More than a year after a historic peace agreement, Colombians set to vote in a crucial presidential election this month still fret about corruption, inequality and a surge in drug trafficking-related violence that threatens a fragile treaty with the rebel group Farc.


Despite a peace dividend reflected in the lowest homicide figures in decades, campaigning for the May 27 election has taken place against an upsurge of violence between armed remnants of former rebel movements involved in drug-trafficking, mainly along the country’s borders.


Outgoing President Juan Manuel Santos, whose government has been accused of failing to implement key elements of the peace deal, said recently that Colombians “have an enormous challenge ahead” to consolidate peace.


Santos, who is barred by the constitution from seeking a third term, was one of the chief architects of the peace deal with the Farc that brought to an end decades of conflict, for which he won the Nobel Peace Prize in 2016. Now disarmed, the rump guerrilla movement has transformed itself into a political party.


But the agreement is far from complete.

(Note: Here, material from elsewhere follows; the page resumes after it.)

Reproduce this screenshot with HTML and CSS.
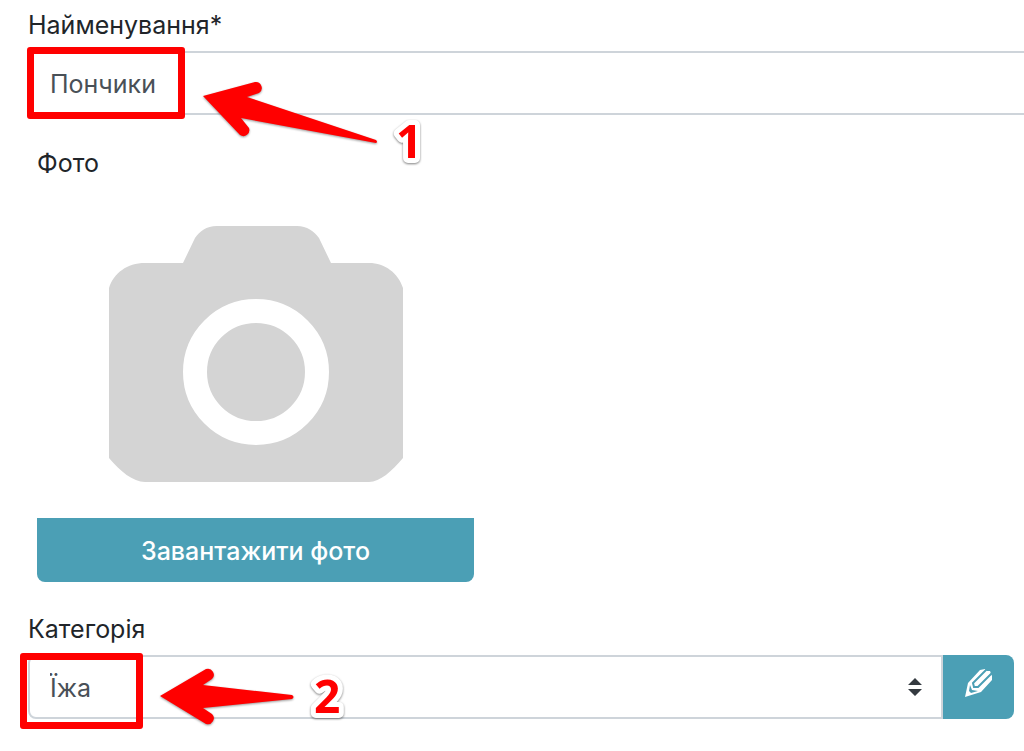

And its implementation will be one of the chief tasks of Santos’ successor. Violence has broken out in some areas abandoned by the Farc and dissident rebels have joined up with armed groups.


“The next president of Colombia will have to decide to apply it as it is or to modify it,” said analyst Cristian Rojas, head of the political science faculty at La Sabana University.


Favourite to succeed Santos is Ivan Duque, a 41-year-old lawyer who has spearheaded opposition to the peace deal. He is running for the Centro Democratico party led by senator and former president Alvaro Uribe, who has built a political career on a tough stance against the guerrillas.


Colombia’s five-decade conflict drew in paramilitary groups and state forces in what became a many-sided war fuelled by drug trafficking, leaving about 260,000 people dead and seven million displaced.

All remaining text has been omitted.